When those failures are replayable, CI/CD regression testing can block the next release before customers or auditors find the drift.
What To Test Before Launch
Use this pre-launch checklist for any regulated voice flow:
- Every required line has a stable
ruleId. - Every rule has an owner in compliance or QA.
- Exact-wording rules are separated from semantic obligations.
- Required order is explicit: "before quote," "before payment," "before PHI," "before transfer."
- Prohibited phrases and prohibited meanings are both covered.
- Interruptions are tested: caller talks over the disclosure, asks a question, or tries to skip it.

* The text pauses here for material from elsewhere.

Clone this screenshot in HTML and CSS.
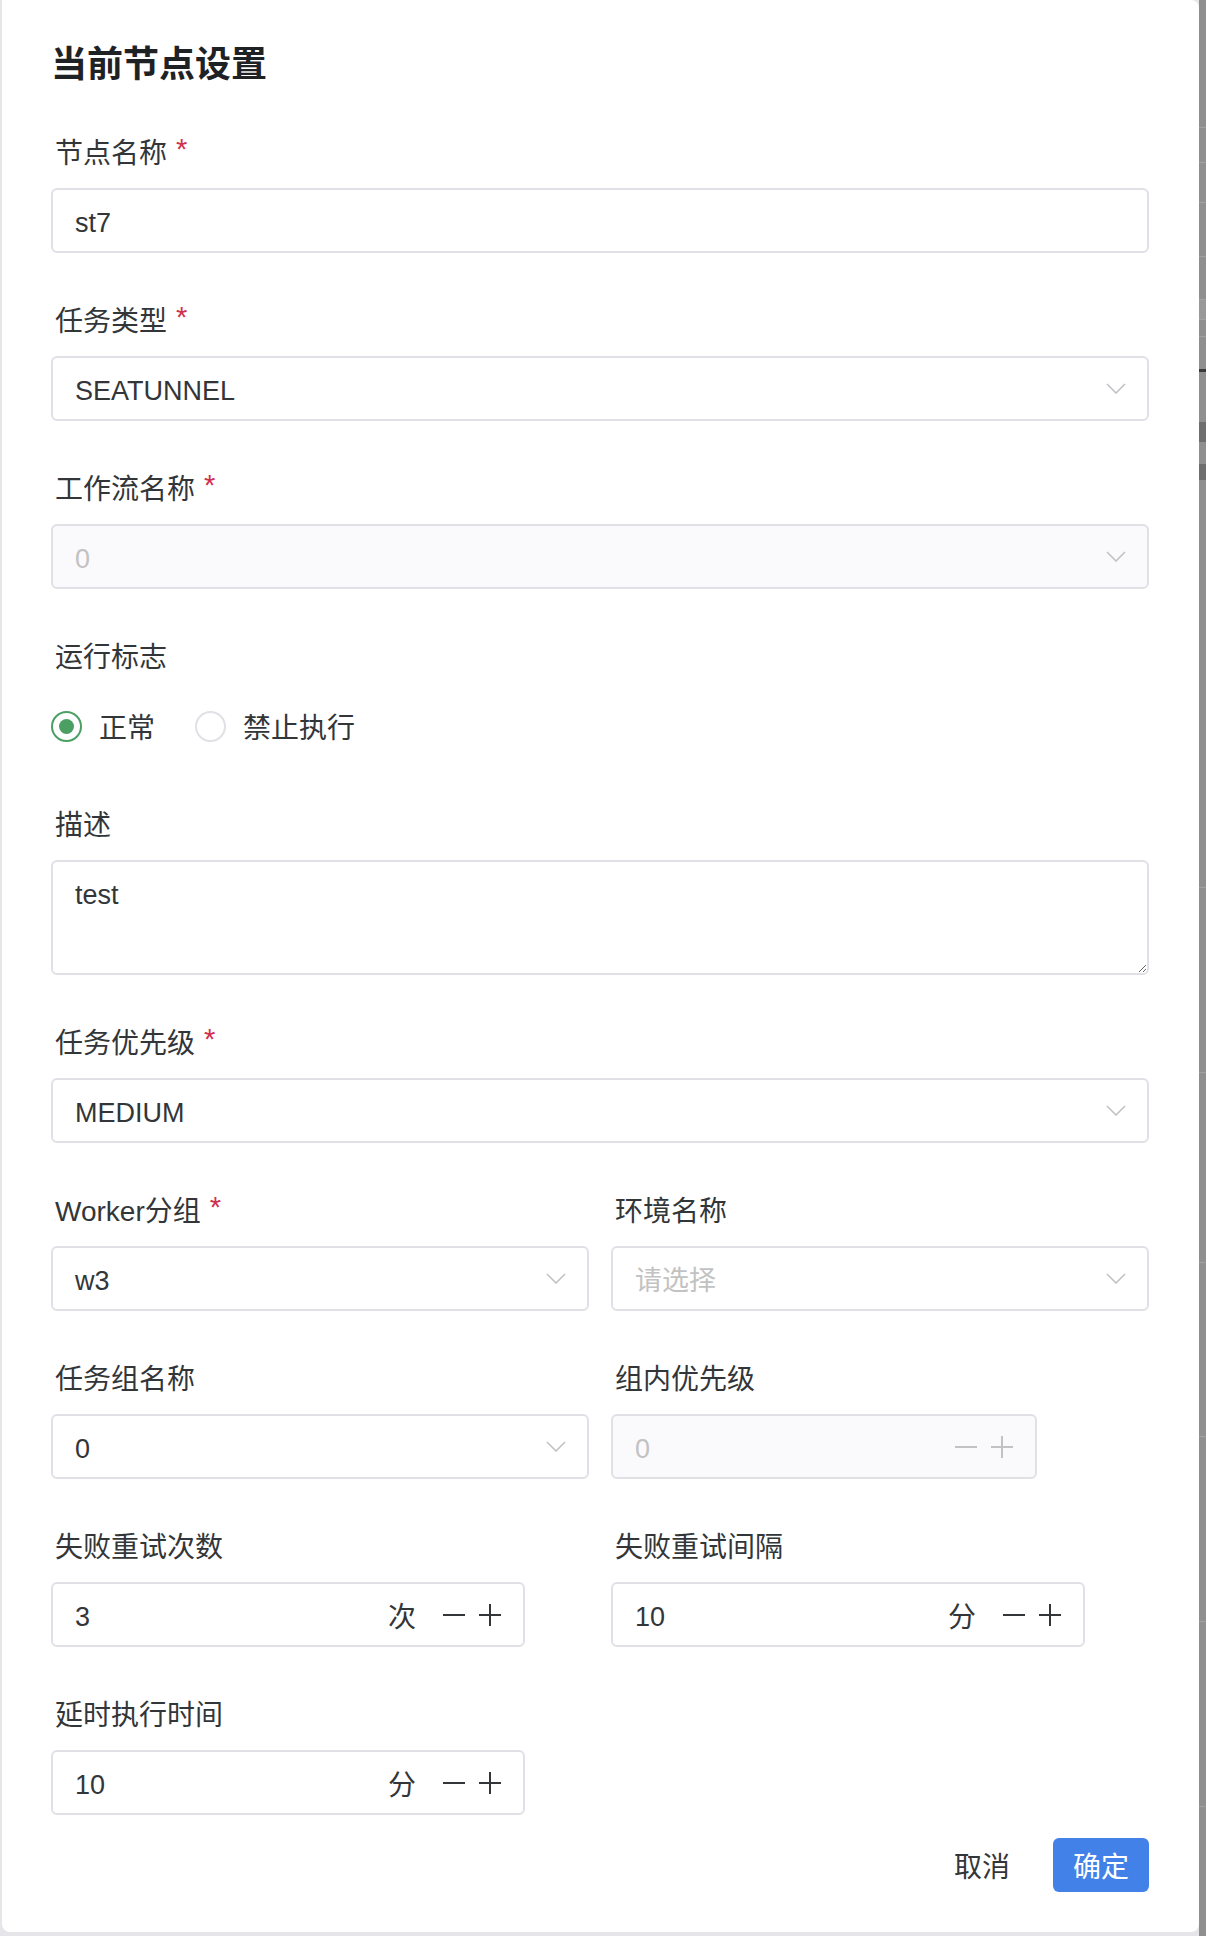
FILE: index.html
```html
<!DOCTYPE html>
<html lang="zh-CN">
<head>
    <meta charset="UTF-8">
    <meta name="viewport" content="width=device-width, initial-scale=1.0">
    <title>当前节点设置</title>
    <link rel="stylesheet" href="styles.css">
</head>
<body>
    <div class="drawer">
        <div class="drawer-body">
            <h2 class="drawer-title">当前节点设置</h2>

            <div class="form">
                <div class="form-item">
                    <div class="form-label">节点名称<span class="required">*</span></div>
                    <div class="control">
                        <span class="value">st7</span>
                    </div>
                </div>

                <div class="form-item">
                    <div class="form-label">任务类型<span class="required">*</span></div>
                    <div class="control select">
                        <span class="value">SEATUNNEL</span>
                        <span class="select-arrow">
                            <svg width="20" height="11" viewBox="0 0 20 11"><path d="M1 1l9 9 9-9" fill="none" stroke="currentColor" stroke-width="1.6"/></svg>
                        </span>
                    </div>
                </div>

                <div class="form-item">
                    <div class="form-label">工作流名称<span class="required">*</span></div>
                    <div class="control select is-disabled">
                        <span class="value">0</span>
                        <span class="select-arrow">
                            <svg width="20" height="11" viewBox="0 0 20 11"><path d="M1 1l9 9 9-9" fill="none" stroke="currentColor" stroke-width="1.6"/></svg>
                        </span>
                    </div>
                </div>

                <div class="form-item radio-item">
                    <div class="form-label">运行标志</div>
                    <div class="radio-group">
                        <label class="radio"><span class="radio-dot checked"></span>正常</label>
                        <label class="radio"><span class="radio-dot"></span>禁止执行</label>
                    </div>
                </div>

                <div class="form-item">
                    <div class="form-label">描述</div>
                    <textarea class="textarea" readonly>test</textarea>
                </div>

                <div class="form-item">
                    <div class="form-label">任务优先级<span class="required">*</span></div>
                    <div class="control select">
                        <span class="value">MEDIUM</span>
                        <span class="select-arrow">
                            <svg width="20" height="11" viewBox="0 0 20 11"><path d="M1 1l9 9 9-9" fill="none" stroke="currentColor" stroke-width="1.6"/></svg>
                        </span>
                    </div>
                </div>

                <div class="form-row">
                    <div class="form-item">
                        <div class="form-label">Worker分组<span class="required">*</span></div>
                        <div class="control select">
                            <span class="value">w3</span>
                            <span class="select-arrow">
                                <svg width="20" height="11" viewBox="0 0 20 11"><path d="M1 1l9 9 9-9" fill="none" stroke="currentColor" stroke-width="1.6"/></svg>
                            </span>
                        </div>
                    </div>
                    <div class="form-item">
                        <div class="form-label">环境名称</div>
                        <div class="control select">
                            <span class="value placeholder">请选择</span>
                            <span class="select-arrow">
                                <svg width="20" height="11" viewBox="0 0 20 11"><path d="M1 1l9 9 9-9" fill="none" stroke="currentColor" stroke-width="1.6"/></svg>
                            </span>
                        </div>
                    </div>
                </div>

                <div class="form-row">
                    <div class="form-item">
                        <div class="form-label">任务组名称</div>
                        <div class="control select">
                            <span class="value">0</span>
                            <span class="select-arrow">
                                <svg width="20" height="11" viewBox="0 0 20 11"><path d="M1 1l9 9 9-9" fill="none" stroke="currentColor" stroke-width="1.6"/></svg>
                            </span>
                        </div>
                    </div>
                    <div class="form-item">
                        <div class="form-label">组内优先级</div>
                        <div class="control number-input narrow is-disabled">
                            <span class="value">0</span>
                            <span class="steps">
                                <svg width="24" height="24" viewBox="0 0 24 24"><path d="M1 12h22" stroke="currentColor" stroke-width="2"/></svg>
                                <svg width="24" height="24" viewBox="0 0 24 24"><path d="M1 12h22M12 1v22" stroke="currentColor" stroke-width="2"/></svg>
                            </span>
                        </div>
                    </div>
                </div>

                <div class="form-row">
                    <div class="form-item">
                        <div class="form-label">失败重试次数</div>
                        <div class="control number-input">
                            <span class="value">3</span>
                            <span class="suffix">次</span>
                            <span class="steps">
                                <svg width="24" height="24" viewBox="0 0 24 24"><path d="M1 12h22" stroke="currentColor" stroke-width="2"/></svg>
                                <svg width="24" height="24" viewBox="0 0 24 24"><path d="M1 12h22M12 1v22" stroke="currentColor" stroke-width="2"/></svg>
                            </span>
                        </div>
                    </div>
                    <div class="form-item">
                        <div class="form-label">失败重试间隔</div>
                        <div class="control number-input">
                            <span class="value">10</span>
                            <span class="suffix">分</span>
                            <span class="steps">
                                <svg width="24" height="24" viewBox="0 0 24 24"><path d="M1 12h22" stroke="currentColor" stroke-width="2"/></svg>
                                <svg width="24" height="24" viewBox="0 0 24 24"><path d="M1 12h22M12 1v22" stroke="currentColor" stroke-width="2"/></svg>
                            </span>
                        </div>
                    </div>
                </div>

                <div class="form-item">
                    <div class="form-label">延时执行时间</div>
                    <div class="control number-input">
                        <span class="value">10</span>
                        <span class="suffix">分</span>
                        <span class="steps">
                            <svg width="24" height="24" viewBox="0 0 24 24"><path d="M1 12h22" stroke="currentColor" stroke-width="2"/></svg>
                            <svg width="24" height="24" viewBox="0 0 24 24"><path d="M1 12h22M12 1v22" stroke="currentColor" stroke-width="2"/></svg>
                        </span>
                    </div>
                </div>
            </div>
        </div>

        <div class="drawer-footer">
            <button class="btn btn-text">取消</button>
            <button class="btn btn-primary">确定</button>
        </div>
    </div>

    <!-- page behind the drawer, dimmed by the mask -->
    <div class="mask-strip"></div>
</body>
</html>
```

FILE: styles.css
```css
body {
    margin: 0;
    height: 1936px;
    display: flex;
    overflow: hidden;
    background-color: #e6e6ea;
    font-family: "Liberation Sans", "Noto Sans CJK SC", sans-serif;
    color: #333639;
}

.drawer {
    margin-left: 2px;
    width: 1197px;
    height: 1932px;
    background-color: #fff;
    border-radius: 0 8px 8px 8px;
    display: flex;
    flex-direction: column;
}

.drawer-body {
    flex: 1;
    overflow: hidden;
    padding: 40px 50px 0 49px;
}

.drawer-title {
    margin: 0;
    font-size: 36px;
    line-height: 50px;
    font-weight: 700;
    color: #1f2225;
}

.form {
    margin-top: 42px;
}

.form-item {
    margin-bottom: 47px;
}

.form-label {
    height: 40px;
    line-height: 43px;
    padding-left: 4px;
    font-size: 28px;
    margin-bottom: 16px;
    white-space: nowrap;
    overflow: visible;
}

.required {
    color: #d03050;
    margin-left: 9px;
    font-size: 29px;
    vertical-align: 4px;
    line-height: 1;
}

.form-row {
    display: grid;
    grid-template-columns: 1fr 1fr;
    column-gap: 22px;
}

/* inputs, selects and number inputs share the same box */
.control {
    height: 65px;
    box-sizing: border-box;
    border: 2px solid #e0e0e6;
    border-radius: 6px;
    background-color: #fff;
    display: flex;
    align-items: center;
    padding: 0 21px 0 22px;
    font-size: 27px;
}

.control .value {
    flex: 1;
    padding-top: 5px;
}

.control .placeholder {
    color: #c2c2c2;
    padding-top: 0;
}

.select-arrow {
    display: flex;
    color: #c2c2c6;
}

.is-disabled {
    background-color: #fafafc;
    color: #c2c2c2;
}

.number-input {
    width: 474px;
}

.number-input.narrow {
    width: 426px;
}

.suffix {
    font-size: 28px;
    margin-right: 26px;
}

.steps {
    display: flex;
    gap: 12px;
}

.radio-item {
    margin-bottom: 44px;
}

.radio-group {
    height: 68px;
    display: flex;
    align-items: center;
    gap: 40px;
}

.radio {
    display: flex;
    align-items: center;
    gap: 17px;
    font-size: 28px;
}

.radio-dot {
    width: 31px;
    height: 31px;
    box-sizing: border-box;
    border: 2px solid #e0e0e6;
    border-radius: 50%;
    display: flex;
    align-items: center;
    justify-content: center;
}

.radio-dot.checked {
    border-color: #4b9f63;
}

.radio-dot.checked::after {
    content: "";
    width: 15px;
    height: 15px;
    border-radius: 50%;
    background-color: #4b9f63;
}

.textarea {
    display: block;
    width: 100%;
    height: 115px;
    box-sizing: border-box;
    border: 2px solid #e0e0e6;
    border-radius: 6px;
    padding: 14px 22px 12px;
    font-family: "Liberation Sans", "Noto Sans CJK SC", sans-serif;
    font-size: 27px;
    line-height: 38px;
    color: #333639;
    resize: vertical;
    outline: none;
}

.drawer-footer {
    display: flex;
    justify-content: flex-end;
    align-items: center;
    gap: 23px;
    padding: 0 50px 40px 0;
}

.btn {
    height: 54px;
    padding: 0 20px;
    border: none;
    border-radius: 6px;
    background: none;
    font-family: inherit;
    font-size: 28px;
    color: #333639;
    cursor: pointer;
}

.btn-primary {
    background-color: #4281e8;
    color: #fff;
}

.mask-strip {
    width: 7px;
    height: 1936px;
    background: linear-gradient(to bottom,
        #8f8f8f 0 127px, #a2a2a2 127px 128px,
        #8f8f8f 128px 162px, #a2a2a2 162px 163px,
        #8f8f8f 163px 202px, #a2a2a2 202px 203px,
        #8f8f8f 203px 256px, #a2a2a2 256px 257px,
        #8f8f8f 257px 299px, #a2a2a2 299px 300px,
        #989898 300px 319px, #a2a2a2 319px 320px,
        #8f8f8f 320px 336px, #a2a2a2 336px 337px,
        #8f8f8f 337px 369px, #3a3a3a 369px 372px,
        #8f8f8f 372px 422px, #6e6e6e 422px 442px,
        #8f8f8f 442px 464px, #6e6e6e 464px 480px,
        #8f8f8f 480px 887px, #a2a2a2 887px 888px,
        #8f8f8f 888px 1072px, #a2a2a2 1072px 1073px,
        #8f8f8f 1073px 1262px, #a2a2a2 1262px 1263px,
        #8f8f8f 1263px 1436px, #a2a2a2 1436px 1437px,
        #8f8f8f 1437px 1621px, #a2a2a2 1621px 1622px,
        #8f8f8f 1622px 1806px, #a2a2a2 1806px 1807px,
        #8f8f8f 1807px);
}
```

- Multilingual paths are tested with language-specific expected wording.
- ASR errors are tested with noisy audio and accents.
- Evidence packets include transcript span, audio pointer, policy version, and evaluator version.
- Confirmed misses become regression tests.
For contact-center programs, connect this checklist to the broader call center voice agent testing guide. Script adherence is one layer. You still need load, latency, escalation, PII, and outcome testing.
Flaws But Not Dealbreakers
Exact compliance is harder with generative speech. If a rule truly requires exact wording, constrain that part of the flow. Use a fixed disclosure block or controlled response, then let the agent return to normal conversation.
Semantic evaluators need calibration. A policy evaluator can over-flag harmless paraphrases or miss industry-specific phrasing. Start with reviewable alerts, then tune against confirmed decisions.
Monitoring does not replace policy design. If the script is vague, the evaluator will be vague. Clean policy language is the cheapest compliance control you have.